Stated goal >>
Return every line below in which "this" appears.

Stored data >>
--------------------------------
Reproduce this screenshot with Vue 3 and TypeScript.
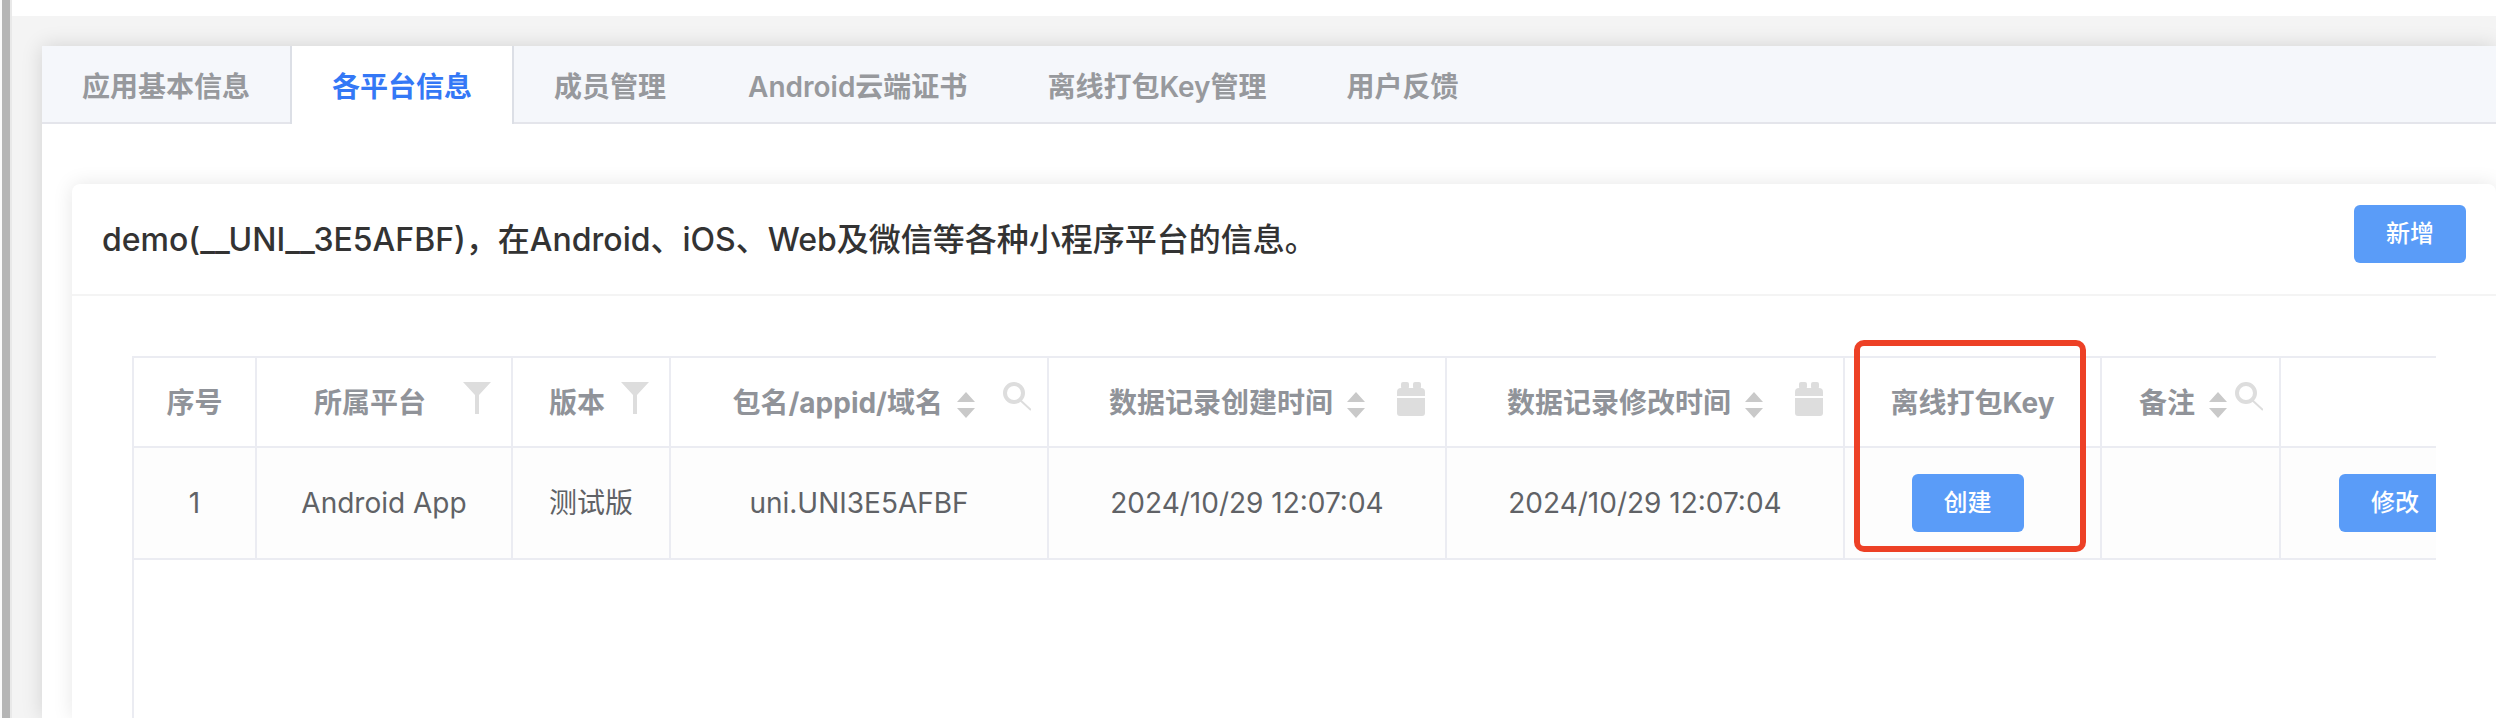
--------------------------------
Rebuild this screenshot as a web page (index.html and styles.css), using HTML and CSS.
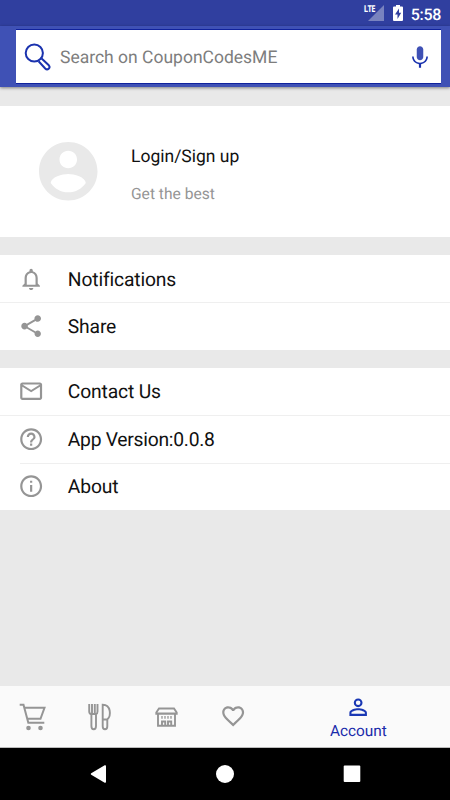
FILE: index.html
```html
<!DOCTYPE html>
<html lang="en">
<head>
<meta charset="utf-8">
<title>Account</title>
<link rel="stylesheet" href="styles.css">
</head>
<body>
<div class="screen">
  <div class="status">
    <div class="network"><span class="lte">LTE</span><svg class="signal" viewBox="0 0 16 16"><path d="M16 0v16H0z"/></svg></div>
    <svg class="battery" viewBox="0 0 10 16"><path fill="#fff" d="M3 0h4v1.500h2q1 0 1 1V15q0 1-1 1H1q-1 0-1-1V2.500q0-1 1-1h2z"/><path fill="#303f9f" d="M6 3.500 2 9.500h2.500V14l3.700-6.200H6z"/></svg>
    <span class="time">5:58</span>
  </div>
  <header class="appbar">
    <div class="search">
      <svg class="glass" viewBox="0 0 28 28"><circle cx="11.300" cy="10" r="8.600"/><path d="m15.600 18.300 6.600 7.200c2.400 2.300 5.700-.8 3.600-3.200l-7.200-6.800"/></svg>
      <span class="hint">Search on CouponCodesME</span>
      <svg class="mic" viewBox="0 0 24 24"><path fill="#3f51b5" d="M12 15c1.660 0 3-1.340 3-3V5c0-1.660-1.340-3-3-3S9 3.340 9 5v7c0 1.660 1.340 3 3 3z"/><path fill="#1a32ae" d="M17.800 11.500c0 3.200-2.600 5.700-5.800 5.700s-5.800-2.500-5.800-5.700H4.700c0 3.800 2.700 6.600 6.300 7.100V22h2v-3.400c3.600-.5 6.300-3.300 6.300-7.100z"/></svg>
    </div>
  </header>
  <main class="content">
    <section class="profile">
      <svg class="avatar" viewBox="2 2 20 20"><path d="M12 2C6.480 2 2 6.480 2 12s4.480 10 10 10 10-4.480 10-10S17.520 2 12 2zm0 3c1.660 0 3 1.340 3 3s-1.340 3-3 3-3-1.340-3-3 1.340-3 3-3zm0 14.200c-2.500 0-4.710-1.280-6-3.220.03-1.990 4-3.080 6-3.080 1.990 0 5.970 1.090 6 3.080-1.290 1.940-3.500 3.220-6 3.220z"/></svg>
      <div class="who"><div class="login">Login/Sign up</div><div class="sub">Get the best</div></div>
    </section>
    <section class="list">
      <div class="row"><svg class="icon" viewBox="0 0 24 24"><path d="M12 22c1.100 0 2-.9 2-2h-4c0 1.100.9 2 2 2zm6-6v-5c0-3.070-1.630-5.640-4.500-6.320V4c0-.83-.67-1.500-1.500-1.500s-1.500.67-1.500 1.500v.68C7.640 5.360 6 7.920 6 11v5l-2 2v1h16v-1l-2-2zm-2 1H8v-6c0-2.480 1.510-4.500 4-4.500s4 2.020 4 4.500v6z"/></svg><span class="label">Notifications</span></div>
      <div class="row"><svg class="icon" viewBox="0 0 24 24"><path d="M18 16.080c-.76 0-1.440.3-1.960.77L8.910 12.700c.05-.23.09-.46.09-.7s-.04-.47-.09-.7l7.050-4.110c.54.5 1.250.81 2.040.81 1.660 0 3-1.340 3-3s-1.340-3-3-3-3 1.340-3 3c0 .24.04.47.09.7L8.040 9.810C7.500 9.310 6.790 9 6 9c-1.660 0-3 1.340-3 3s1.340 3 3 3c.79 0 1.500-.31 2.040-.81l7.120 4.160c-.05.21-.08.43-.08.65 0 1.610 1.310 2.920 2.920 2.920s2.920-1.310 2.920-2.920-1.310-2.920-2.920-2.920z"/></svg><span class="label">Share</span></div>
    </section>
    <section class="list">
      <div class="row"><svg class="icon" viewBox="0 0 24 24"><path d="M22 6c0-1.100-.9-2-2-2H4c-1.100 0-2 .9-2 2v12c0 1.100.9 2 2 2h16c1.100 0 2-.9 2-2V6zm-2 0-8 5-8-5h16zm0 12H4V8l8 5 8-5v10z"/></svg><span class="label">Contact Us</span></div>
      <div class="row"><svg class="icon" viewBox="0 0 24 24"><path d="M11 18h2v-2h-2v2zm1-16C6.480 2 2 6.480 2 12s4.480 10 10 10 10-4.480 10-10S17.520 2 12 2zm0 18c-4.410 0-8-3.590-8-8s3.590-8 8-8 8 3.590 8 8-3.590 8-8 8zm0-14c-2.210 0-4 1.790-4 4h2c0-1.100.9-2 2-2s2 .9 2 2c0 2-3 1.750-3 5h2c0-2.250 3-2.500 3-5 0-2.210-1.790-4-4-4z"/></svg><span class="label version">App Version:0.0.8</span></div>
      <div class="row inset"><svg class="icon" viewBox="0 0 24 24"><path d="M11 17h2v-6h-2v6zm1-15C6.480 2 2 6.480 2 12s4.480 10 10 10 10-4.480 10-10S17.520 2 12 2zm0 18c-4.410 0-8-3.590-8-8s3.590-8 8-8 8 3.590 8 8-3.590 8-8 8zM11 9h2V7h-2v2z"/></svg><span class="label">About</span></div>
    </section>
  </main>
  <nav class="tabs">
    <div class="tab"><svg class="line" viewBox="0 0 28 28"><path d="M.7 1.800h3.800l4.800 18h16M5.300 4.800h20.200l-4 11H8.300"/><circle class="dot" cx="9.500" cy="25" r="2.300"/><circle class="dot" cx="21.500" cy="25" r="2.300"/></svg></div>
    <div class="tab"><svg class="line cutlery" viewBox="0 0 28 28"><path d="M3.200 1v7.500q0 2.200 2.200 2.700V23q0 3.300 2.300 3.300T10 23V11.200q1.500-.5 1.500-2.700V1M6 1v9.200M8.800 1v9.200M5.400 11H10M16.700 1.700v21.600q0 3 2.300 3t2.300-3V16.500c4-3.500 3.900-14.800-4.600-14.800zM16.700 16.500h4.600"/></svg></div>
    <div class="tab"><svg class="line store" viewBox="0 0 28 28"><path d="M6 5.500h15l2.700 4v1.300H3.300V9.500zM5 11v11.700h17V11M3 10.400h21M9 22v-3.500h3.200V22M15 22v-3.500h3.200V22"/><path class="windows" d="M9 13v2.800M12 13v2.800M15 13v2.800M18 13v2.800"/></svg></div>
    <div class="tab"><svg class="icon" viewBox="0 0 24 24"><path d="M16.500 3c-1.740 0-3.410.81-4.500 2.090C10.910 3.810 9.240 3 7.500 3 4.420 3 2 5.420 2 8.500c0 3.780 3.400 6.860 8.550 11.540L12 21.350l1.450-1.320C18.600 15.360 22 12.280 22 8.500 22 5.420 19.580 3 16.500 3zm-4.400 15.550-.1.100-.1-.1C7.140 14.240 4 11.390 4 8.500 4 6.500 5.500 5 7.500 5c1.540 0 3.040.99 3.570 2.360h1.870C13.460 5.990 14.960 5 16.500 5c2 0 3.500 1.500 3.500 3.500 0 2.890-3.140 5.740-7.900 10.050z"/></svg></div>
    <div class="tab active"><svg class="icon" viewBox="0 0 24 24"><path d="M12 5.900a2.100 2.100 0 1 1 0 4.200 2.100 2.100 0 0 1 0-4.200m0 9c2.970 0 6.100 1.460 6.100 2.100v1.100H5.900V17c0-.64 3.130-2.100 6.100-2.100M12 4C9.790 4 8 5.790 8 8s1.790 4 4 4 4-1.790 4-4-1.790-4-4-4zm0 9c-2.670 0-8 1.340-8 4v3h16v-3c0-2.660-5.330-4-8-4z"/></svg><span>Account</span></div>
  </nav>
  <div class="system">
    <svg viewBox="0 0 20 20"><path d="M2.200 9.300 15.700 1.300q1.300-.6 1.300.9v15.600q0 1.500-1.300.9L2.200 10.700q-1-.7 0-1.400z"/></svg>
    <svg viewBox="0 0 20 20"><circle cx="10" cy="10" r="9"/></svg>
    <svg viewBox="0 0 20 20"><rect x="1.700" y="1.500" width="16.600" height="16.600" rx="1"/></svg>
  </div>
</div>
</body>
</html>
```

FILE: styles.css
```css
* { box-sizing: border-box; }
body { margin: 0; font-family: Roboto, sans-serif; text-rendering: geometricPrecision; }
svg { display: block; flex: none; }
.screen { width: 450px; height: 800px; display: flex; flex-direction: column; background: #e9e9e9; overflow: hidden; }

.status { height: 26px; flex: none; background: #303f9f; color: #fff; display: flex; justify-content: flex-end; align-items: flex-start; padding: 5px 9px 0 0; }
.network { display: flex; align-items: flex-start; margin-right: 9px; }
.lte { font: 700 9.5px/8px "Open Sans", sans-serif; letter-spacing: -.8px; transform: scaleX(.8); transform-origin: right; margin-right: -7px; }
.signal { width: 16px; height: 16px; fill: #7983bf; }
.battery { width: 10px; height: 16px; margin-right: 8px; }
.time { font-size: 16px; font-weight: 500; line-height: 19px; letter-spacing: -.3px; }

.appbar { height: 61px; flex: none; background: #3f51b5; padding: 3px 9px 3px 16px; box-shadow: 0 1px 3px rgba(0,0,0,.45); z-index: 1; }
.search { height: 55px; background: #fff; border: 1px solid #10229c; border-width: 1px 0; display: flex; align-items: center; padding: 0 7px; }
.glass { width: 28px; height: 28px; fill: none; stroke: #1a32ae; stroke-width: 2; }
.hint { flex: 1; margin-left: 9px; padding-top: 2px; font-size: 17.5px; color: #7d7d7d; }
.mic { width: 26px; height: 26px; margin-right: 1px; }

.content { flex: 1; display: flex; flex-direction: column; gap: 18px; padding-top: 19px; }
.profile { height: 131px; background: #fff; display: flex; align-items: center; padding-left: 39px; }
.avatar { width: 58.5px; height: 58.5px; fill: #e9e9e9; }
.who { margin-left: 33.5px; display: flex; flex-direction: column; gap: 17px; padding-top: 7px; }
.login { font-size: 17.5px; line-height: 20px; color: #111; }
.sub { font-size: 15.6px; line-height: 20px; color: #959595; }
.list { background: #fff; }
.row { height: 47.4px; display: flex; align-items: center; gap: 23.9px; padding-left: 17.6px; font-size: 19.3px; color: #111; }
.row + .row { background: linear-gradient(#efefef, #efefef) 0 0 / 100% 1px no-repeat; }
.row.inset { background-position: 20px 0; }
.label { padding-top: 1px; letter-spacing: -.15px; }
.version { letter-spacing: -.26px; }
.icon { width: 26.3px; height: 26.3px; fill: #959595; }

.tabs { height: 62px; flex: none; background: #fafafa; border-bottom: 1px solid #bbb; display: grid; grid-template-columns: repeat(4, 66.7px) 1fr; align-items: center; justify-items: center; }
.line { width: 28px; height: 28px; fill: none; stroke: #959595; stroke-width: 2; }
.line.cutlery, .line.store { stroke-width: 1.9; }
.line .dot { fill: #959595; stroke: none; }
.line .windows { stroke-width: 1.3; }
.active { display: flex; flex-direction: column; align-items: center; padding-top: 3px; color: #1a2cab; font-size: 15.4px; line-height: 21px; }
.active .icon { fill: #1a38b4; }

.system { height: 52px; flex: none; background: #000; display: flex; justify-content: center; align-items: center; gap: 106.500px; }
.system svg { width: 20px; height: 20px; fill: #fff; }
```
--------------------------------
Written solution >>
Reproduce this screenshot with Vue 3 and TypeScript.
Rebuild this screenshot as a web page (index.html and styles.css), using HTML and CSS.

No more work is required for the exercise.